Do you feel like they were able to pull more out of you throughout this process?
Absolutely, 100%. I think they definitely have been able to pull more out of me.
Given that this EP is very deeply personal in nature, what message and themes are you hoping that fans take away when listening to the collection? Is there one emotion that you hyper-fixated on throughout the process that you want them to pick up on?
The EP has such dark moments, but I think the throughline and the music is very positive sounding. That’s paralleled by the lyrics as well. I think that’s why I chose those songs because they’re some of the most uplifting, optimistic songs. And then, it even goes into songs that are more romantic and familiar. I would say it’s positivity. But there are elements of romance and love songs.
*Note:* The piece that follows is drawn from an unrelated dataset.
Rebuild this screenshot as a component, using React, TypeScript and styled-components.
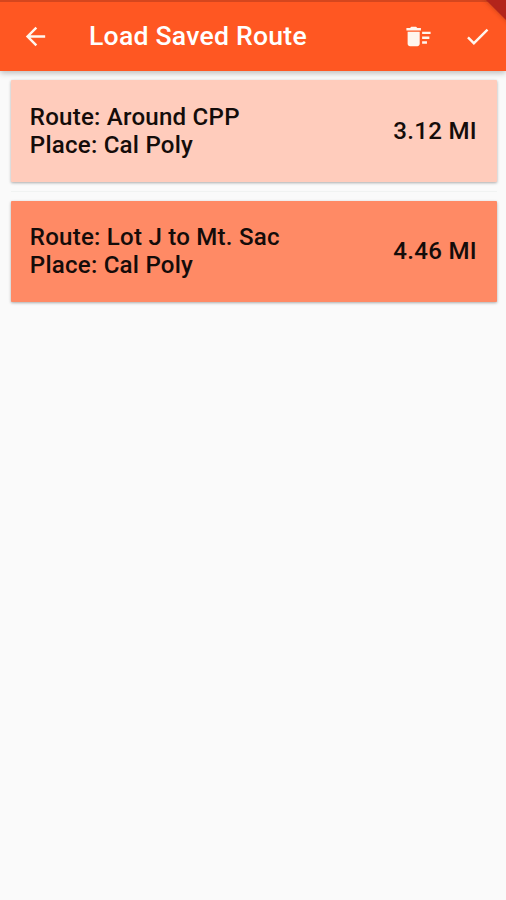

Were there any other songs that you workshopped or wrote that didn’t make the cut for this EP that we could maybe get a taste of later?
There’s this song called “Cages” that we made a music video for but never released. But we plan to have it on the album.
Oh, that’s awesome! So, there will be a full-length album?
There will be, yes.
Do you have a favorite track on the EP?
I think my favorite is “September.” I think there’s something about the lyrics because it’s about suffering but also overcoming that. I think when I play that live, just looking at the audience, I can tell that there are people out there who are probably going through that suffering and who can connect with that message of overcoming that.
My last question is: Is there anything you want to say to fans as they stream the album and experience everything that you’ve created?
Well, our next release is “Dume.” “Dume” is about past addiction, and doom is my biggest fear. But within the context of the song, it’s a metaphor for the fatal attraction of self-destruction. I also switched the spelling so that it’s a play on Point Dume in Malibu, which is my inspiration spot. It was actually produced by Dan Omelio, who wrote the music, and we came up with the melody and lyrics together. He was a pleasure to work with. I hope people who hear this song remember that there is beauty in the darkness.